Mover/entrepreneur Aaron Steed recognizes that “it [isn’t] so much about how we moved furniture, it was about how we made our clients feel.” This young man understands that the customers’ experience is critical, and in fact it is that same attitude that has led to the huge success of his moving company.

Aaron and his brother, Evan, of Meathead Movers, early in their young business, began moving women out of domestic abuse situations for free. They also implemented a policy of hiring student athletes: respectful, clean-cut, drug-free. These ethical entrepreneurs are moved by each call they receive from a domestic abuse survivor thanking them for turning something so bad into a celebration of moving to their new homes and new lives. And this, in turn, has led executives and employees of domestic abuse centers to recommend Meathead Movers throughout their local non-profit community, resulting in huge growth for the business.

Ethics is more than legality. A society gets into trouble when people consider only what is illegal and not also what is unethical. Ethics and legality are two very different things. Although following the law is an important first step, behaving ethically requires more than that. Ethics reflects people’s proper relationships with one another: How should we treat others? What responsibility should we feel for others? Legality is narrower; it refers to laws we have written to protect ourselves from fraud, theft and violence. Many immoral and unethical acts are legal nonethless.

We define ethics as society’s accepted standards of moral behavior; behaviors accepted by society as right rather than wrong. Many people have few moral absolutes, deciding on a situation by situation basis. They seem to think that what is right is whatever works best for them, that each person has to work out for himself the difference between right and wrong. This thinking may be part of the behavior that has led to scandals in both government and business.

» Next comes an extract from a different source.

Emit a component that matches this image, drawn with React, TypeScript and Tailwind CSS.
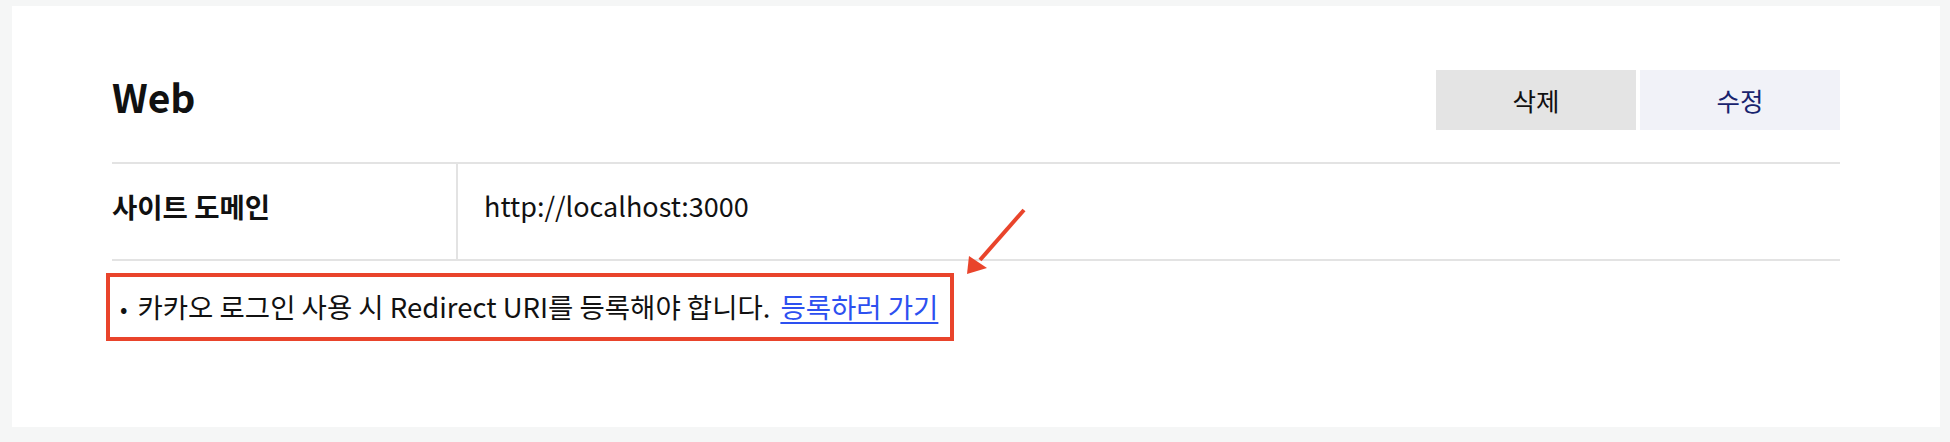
export default function App() {
  return (
    <div className="min-h-screen bg-[#f5f6f6] pl-[12px] pr-[10px] pt-[6px] pb-[12px] font-['Noto_Sans_CJK_KR',sans-serif] text-[#111]">
      <div className="bg-white px-[100px] pt-[64px] pb-[86px]">
        <div className="flex items-center justify-between h-[60px]">
          <h2 className="text-[39px] font-bold leading-none pb-[8px]">Web</h2>
          <div className="flex gap-[4px]">
            <button className="w-[200px] h-[60px] bg-[#e4e4e4] text-[25.5px] text-[#111]">삭제</button>
            <button className="w-[200px] h-[60px] bg-[#f1f2f8] text-[25.5px] text-[#18236e]">수정</button>
          </div>
        </div>

        <div className="mt-[32px] border-t-2 border-b-2 border-[#e3e3e3] flex h-[99px]">
          <div className="w-[346px] border-r-2 border-[#e3e3e3] flex items-center pb-[10px] text-[27.5px] font-bold">
            사이트 도메인
          </div>
          <div className="pl-[26px] flex items-center pb-[10px] text-[27px]">http://localhost:3000</div>
        </div>

        <div className="relative mt-[12px]">
          <div className="-ml-[6px] inline-flex items-center h-[68px] border-4 border-[#e9442b] pl-[10px] pr-[12px] text-[27.5px]">
            <span className="mr-[10px] text-[22px]">•</span>
            <span>카카오 로그인 사용 시 Redirect URI를 등록해야 합니다.</span>
            <a href="#" className="ml-[10px] text-[#2d50f0] underline underline-offset-[4px]">등록하러 가기</a>
          </div>

          <svg className="absolute left-[848px] -top-[69px]" width="70" height="75" viewBox="0 0 70 75">
            <line x1="64" y1="6" x2="20" y2="56" stroke="#e9442b" strokeWidth="4" />
            <polygon points="7,70 9,52 27,64" fill="#e9442b" />
          </svg>
        </div>
      </div>
    </div>
  );
}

This is not the way it always was. In the United States, for example, with so many diverse cultures, it might seem impossible to identify common standards of ethical behavior. But this is not true. Common statements of moral values include integrity, respect for human life, self-control, honesty, courage and self-sacrifice. Cheating, cowardice and cruelty are commonly deemed wrong. And of course there is Golden Rule: Do unto others as you would have them do unto you.

Ethics begins with each of us. It is easy to criticize business and political leaders for moral and ethical shortcomings. Managers and workers often cite low managerial ethics as a major cause of US businesses’ competitive problems. But employees also frequently violate safety standards, or goof off during the work week. Adults in general are not always as honest or honorable as they should be. Even though volunteerism is at an all time high, 75% of our population do not give any time to the community in which they live. Plagiarism is the most common form of cheating today. And while most teens believe they are prepared to make ethical decisions in the workplace, more than half of high school students admit they have cheated on tests in the past year. Studies have found a strong relationship between academic dishonesty and workplace dishonesty.

Choices are not always easy, and the obvious ethical solution may have personal or professional drawbacks. Aaron and Evan Steed were young entrepreneurs, scraping by, yet due to their sense of right and wrong decided to offer free services to domestic abuse survivors. Non-paying customers certainly pose drawbacks, especially for a new enterprise. But their ethical convictions not only lead them to doing good, it also resulted in them doing well.

It can be difficult to balance ethics with other goals, such as pleasing stakeholders or advancing your career. These three questions may help: Is my proposed action legal; does it violate any law or company policy? Is it balanced; am I acting fairly; would I want to be treated this way; will I win at the expense of another? And how will it make me feel about myself?

Remember, doing well by doing good is a good thing.